I like to think that all three languages benefited from the competition.

2 comments

I believe that much of the work Sun had done on Self found its way to Java in the form of HotSpot.
Not to take anything from Self, but in regards to HotSpot, a more accurate history attributes the lineage to Smalltalk and the Animorphic team. Some details here https://en.m.wikipedia.org/wiki/HotSpot
Right. Sun incorporated Animorphic's work into Self, and later purchased Animorphic and the technology became known as HotSpot.
Do you know what caused Java to "win" when the world exploded?
At the time it was the ability to construct executable content inside a web page. Javascript now dominates that space, but up until WWWC 2 pretty much everyone was stuck with page layout primitives. It made it possible to see a path to where we are today and so everyone wanted their browser to have it, and if their browser didn't have it they could run the HotJava browser and get it.

Bottom line, it demonstrated an answer to a problem that a lot of people were having, and it promised to answer that problem in an 'open source' kind of way.

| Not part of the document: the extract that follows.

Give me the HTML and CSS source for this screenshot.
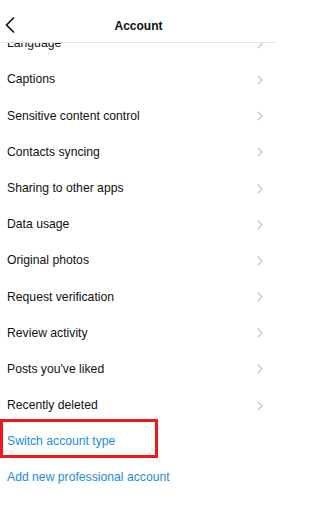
FILE: index.html
```html
<!DOCTYPE html>
<html>
<head>
<meta charset="utf-8">
<link rel="stylesheet" href="styles.css">
</head>
<body>
<div class="screen">
  <header class="topbar">
    <svg class="back" viewBox="0 0 10 16" width="10" height="16"><path d="M8.5 1 L1.5 8 L8.5 15" fill="none" stroke="#111" stroke-width="1.7" stroke-linecap="round" stroke-linejoin="round"/></svg>
    <div class="title">Account</div>
  </header>
  <ul class="list">
    <li class="row"><span>Language</span><svg class="chev" viewBox="0 0 6 10" width="6" height="10"><path d="M1 1 L5 5 L1 9" fill="none" stroke="#c4c4c8" stroke-width="1.1" stroke-linecap="round" stroke-linejoin="round"/></svg></li>
    <li class="row"><span>Captions</span><svg class="chev" viewBox="0 0 6 10" width="6" height="10"><path d="M1 1 L5 5 L1 9" fill="none" stroke="#c4c4c8" stroke-width="1.1" stroke-linecap="round" stroke-linejoin="round"/></svg></li>
    <li class="row"><span>Sensitive content control</span><svg class="chev" viewBox="0 0 6 10" width="6" height="10"><path d="M1 1 L5 5 L1 9" fill="none" stroke="#c4c4c8" stroke-width="1.1" stroke-linecap="round" stroke-linejoin="round"/></svg></li>
    <li class="row"><span>Contacts syncing</span><svg class="chev" viewBox="0 0 6 10" width="6" height="10"><path d="M1 1 L5 5 L1 9" fill="none" stroke="#c4c4c8" stroke-width="1.1" stroke-linecap="round" stroke-linejoin="round"/></svg></li>
    <li class="row"><span>Sharing to other apps</span><svg class="chev" viewBox="0 0 6 10" width="6" height="10"><path d="M1 1 L5 5 L1 9" fill="none" stroke="#c4c4c8" stroke-width="1.1" stroke-linecap="round" stroke-linejoin="round"/></svg></li>
    <li class="row"><span>Data usage</span><svg class="chev" viewBox="0 0 6 10" width="6" height="10"><path d="M1 1 L5 5 L1 9" fill="none" stroke="#c4c4c8" stroke-width="1.1" stroke-linecap="round" stroke-linejoin="round"/></svg></li>
    <li class="row"><span>Original photos</span><svg class="chev" viewBox="0 0 6 10" width="6" height="10"><path d="M1 1 L5 5 L1 9" fill="none" stroke="#c4c4c8" stroke-width="1.1" stroke-linecap="round" stroke-linejoin="round"/></svg></li>
    <li class="row"><span>Request verification</span><svg class="chev" viewBox="0 0 6 10" width="6" height="10"><path d="M1 1 L5 5 L1 9" fill="none" stroke="#c4c4c8" stroke-width="1.1" stroke-linecap="round" stroke-linejoin="round"/></svg></li>
    <li class="row"><span>Review activity</span><svg class="chev" viewBox="0 0 6 10" width="6" height="10"><path d="M1 1 L5 5 L1 9" fill="none" stroke="#c4c4c8" stroke-width="1.1" stroke-linecap="round" stroke-linejoin="round"/></svg></li>
    <li class="row"><span>Posts you've liked</span><svg class="chev" viewBox="0 0 6 10" width="6" height="10"><path d="M1 1 L5 5 L1 9" fill="none" stroke="#c4c4c8" stroke-width="1.1" stroke-linecap="round" stroke-linejoin="round"/></svg></li>
    <li class="row"><span>Recently deleted</span><svg class="chev" viewBox="0 0 6 10" width="6" height="10"><path d="M1 1 L5 5 L1 9" fill="none" stroke="#c4c4c8" stroke-width="1.1" stroke-linecap="round" stroke-linejoin="round"/></svg></li>
    <li class="row link highlighted"><span>Switch account type</span><b class="mark"></b></li>
    <li class="row link"><span>Add new professional account</span></li>
  </ul>
</div>
</body>
</html>
```
FILE: styles.css
```css
html, body {
  margin: 0;
  padding: 0;
  background: #fff;
}
.screen {
  position: relative;
  width: 276px;
  height: 516px;
  overflow: hidden;
  font-family: "Liberation Sans", Arial, sans-serif;
  color: #111;
}
.topbar {
  position: absolute;
  top: 0;
  left: 0;
  right: 0;
  height: 42px;
  background: #fff;
  border-bottom: 1px solid #e4e4e4;
  z-index: 2;
}
.back {
  position: absolute;
  left: 5px;
  top: 17px;
}
.title {
  text-align: center;
  font-weight: bold;
  font-size: 12px;
  line-height: 12px;
  padding-top: 20px;
  padding-left: 1px;
}
.list {
  list-style: none;
  margin: 0;
  padding: 25.2px 0 0 0;
}
.row {
  position: relative;
  display: flex;
  align-items: center;
  justify-content: space-between;
  height: 36.2px;
  line-height: 36.2px;
  font-size: 12.2px;
  padding: 0 13px 0 7px;
}
.chev {
  display: block;
  margin-top: 1px;
}
.link {
  color: #1c8be0;
}
.mark {
  position: absolute;
  left: 0;
  top: -4.7px;
  width: 152px;
  height: 33.5px;
  border: 3px solid #f01818;
}
```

OK: I was hoping it was going to be something to do with the design of the language as opposed to just to do with the implementation (as any of those languages could have been deployed for the web; especially so given my vague understanding that the web wasn't even Java's most original purpose). (Though I guess I can make up some reasons related to security models that would have been weirder to do in Self or TCL.)
A hard, and perhaps bitter, truth in programming languages is that, historically, elegance counts for nothing and applicability against current problems counts for everything.

I have no way of confirming the authenticity of the following, I read the whiteboard but anyone could have written it. On a whiteboard, in an office associated with Adele Goldberg where Parcplace Systems[1] had moved out, was penned the question; "What is the killer app for SmallTalk?" and below that in a different hand, was written, "and that is how the unholy love child between C++ and UCSD PASCAL wins."